3. How can I decrease my no-show rate?
Don’t panic if you have a week or two of increased no-shows. If you track data, look at the prior year and find out what months trended with high no-shows. There are trends. Back-to-school and the December holidays traditionally have higher no-shows and cancellations and lower conversion rates.
If no-shows are a real concern, you can decrease the no-show rate by being smarter and more efficient on that first phone call. I call it touch points.
If you recognize a referral source that has a high no-show rate, be sure you do something different for those types of patients. For example, our data shows internet/website have the highest no-show rate of all resources, but they also have one of the highest conversions rate. The goal is to ensure they show up. For my practices who we have determined fall under this category, we implement a different set of touchpoints for these patients. We might email or text them one additional time before they show up or have a special ‘gift’ for them when they come in for consult. We saw a decrease in the no-show rate when we implemented these into practices.
Also, text appointment reminders do not take the place of a confirmation call. Our data shows practices who eliminated the call in lieu of the text saw an increase in their new consult no-shows.

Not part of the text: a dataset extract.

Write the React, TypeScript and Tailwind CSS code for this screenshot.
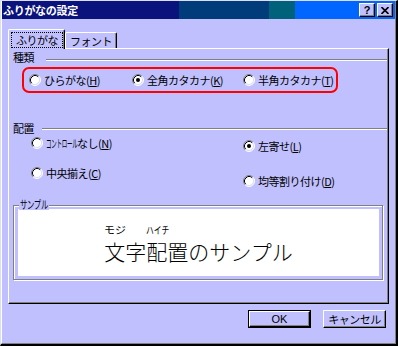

You can send a text, but you need to call as well.
4. How can I reward my staff?
Roos: When it comes to incentive plans or bonuses, each staff member requires a different type of “reward.” We typically recommend you incentivize or bonus patient care coordinators and front office staff based on practice growth and/or proficiency goals. We don’t recommend you simply reward staff with a percent of what they collect for surgical patients. It doesn’t incentivize growth.
Compensation for nurse injectors and/or non-surgical services varies. What I have seen works best is a tiered-type program. Since offering a percent of the net is acceptable, increasing the percent for each tier does promote an environment of higher revenue.
For practice administrators, I always recommend a bonus based off the practices performance as a whole. [This includes] setting goals based off the profit and loss inefficiencies, creating plans to improve employee morale, etc.
5. How do I hire and retain good employees?
Roos: The key is hiring correctly, but, more importantly, having a truly defined training schedule in place. It has to be outlined according to what happens each day and followed. You don’t want to have new employees show up, follow people around and hope they learn everything.
To retain a good employee, you need to have employee reviews, open lines of communication and regular team meetings. Physicians have said they don’t want to do employee reviews because every time they do a review, employees expect a raise. That should not be the expectation if presented correctly. You have to encourage your employees to be better and grow, or you’re going to have unhappy employees. You need to have consistent office meetings, with clear, defined goals for the practice, and an open line of communication.